## Aim:
Output the lines that follow exactly as they are.

## Dataset excerpt:

*-*-*

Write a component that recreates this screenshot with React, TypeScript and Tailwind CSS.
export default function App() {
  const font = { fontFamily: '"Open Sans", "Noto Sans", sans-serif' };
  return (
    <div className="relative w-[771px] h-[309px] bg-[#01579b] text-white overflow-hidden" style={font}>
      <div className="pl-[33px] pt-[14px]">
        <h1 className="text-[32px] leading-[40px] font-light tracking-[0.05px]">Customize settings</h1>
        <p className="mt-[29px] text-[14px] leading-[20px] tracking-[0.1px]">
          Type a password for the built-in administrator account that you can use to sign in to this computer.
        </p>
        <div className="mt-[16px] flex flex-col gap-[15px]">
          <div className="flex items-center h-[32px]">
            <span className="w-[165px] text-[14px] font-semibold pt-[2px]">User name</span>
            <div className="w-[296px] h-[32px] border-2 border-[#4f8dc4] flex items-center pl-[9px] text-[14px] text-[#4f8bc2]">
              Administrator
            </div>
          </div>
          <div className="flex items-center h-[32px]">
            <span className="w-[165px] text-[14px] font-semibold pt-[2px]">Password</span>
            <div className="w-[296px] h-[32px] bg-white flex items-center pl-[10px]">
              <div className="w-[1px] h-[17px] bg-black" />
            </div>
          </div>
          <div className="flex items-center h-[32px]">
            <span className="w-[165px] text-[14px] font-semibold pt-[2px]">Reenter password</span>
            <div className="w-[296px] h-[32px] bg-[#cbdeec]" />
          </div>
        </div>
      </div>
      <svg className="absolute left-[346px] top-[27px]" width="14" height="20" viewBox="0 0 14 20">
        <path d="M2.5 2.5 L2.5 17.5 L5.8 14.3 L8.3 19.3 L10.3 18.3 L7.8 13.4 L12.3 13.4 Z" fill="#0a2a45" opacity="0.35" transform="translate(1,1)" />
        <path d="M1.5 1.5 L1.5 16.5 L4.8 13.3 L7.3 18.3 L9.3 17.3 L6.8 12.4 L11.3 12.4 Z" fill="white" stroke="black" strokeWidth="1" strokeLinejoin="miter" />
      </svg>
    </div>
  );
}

*-*-*

## Task response:
Write a component that recreates this screenshot with React, TypeScript and Tailwind CSS.
export default function App() {
  const font = { fontFamily: '"Open Sans", "Noto Sans", sans-serif' };
  return (
    <div className="relative w-[771px] h-[309px] bg-[#01579b] text-white overflow-hidden" style={font}>
      <div className="pl-[33px] pt-[14px]">
        <h1 className="text-[32px] leading-[40px] font-light tracking-[0.05px]">Customize settings</h1>
        <p className="mt-[29px] text-[14px] leading-[20px] tracking-[0.1px]">
          Type a password for the built-in administrator account that you can use to sign in to this computer.
        </p>
        <div className="mt-[16px] flex flex-col gap-[15px]">
          <div className="flex items-center h-[32px]">
            <span className="w-[165px] text-[14px] font-semibold pt-[2px]">User name</span>
            <div className="w-[296px] h-[32px] border-2 border-[#4f8dc4] flex items-center pl-[9px] text-[14px] text-[#4f8bc2]">
              Administrator
            </div>
          </div>
          <div className="flex items-center h-[32px]">
            <span className="w-[165px] text-[14px] font-semibold pt-[2px]">Password</span>
            <div className="w-[296px] h-[32px] bg-white flex items-center pl-[10px]">
              <div className="w-[1px] h-[17px] bg-black" />
            </div>
          </div>
          <div className="flex items-center h-[32px]">
            <span className="w-[165px] text-[14px] font-semibold pt-[2px]">Reenter password</span>
            <div className="w-[296px] h-[32px] bg-[#cbdeec]" />
          </div>
        </div>
      </div>
      <svg className="absolute left-[346px] top-[27px]" width="14" height="20" viewBox="0 0 14 20">
        <path d="M2.5 2.5 L2.5 17.5 L5.8 14.3 L8.3 19.3 L10.3 18.3 L7.8 13.4 L12.3 13.4 Z" fill="#0a2a45" opacity="0.35" transform="translate(1,1)" />
        <path d="M1.5 1.5 L1.5 16.5 L4.8 13.3 L7.3 18.3 L9.3 17.3 L6.8 12.4 L11.3 12.4 Z" fill="white" stroke="black" strokeWidth="1" strokeLinejoin="miter" />
      </svg>
    </div>
  );
}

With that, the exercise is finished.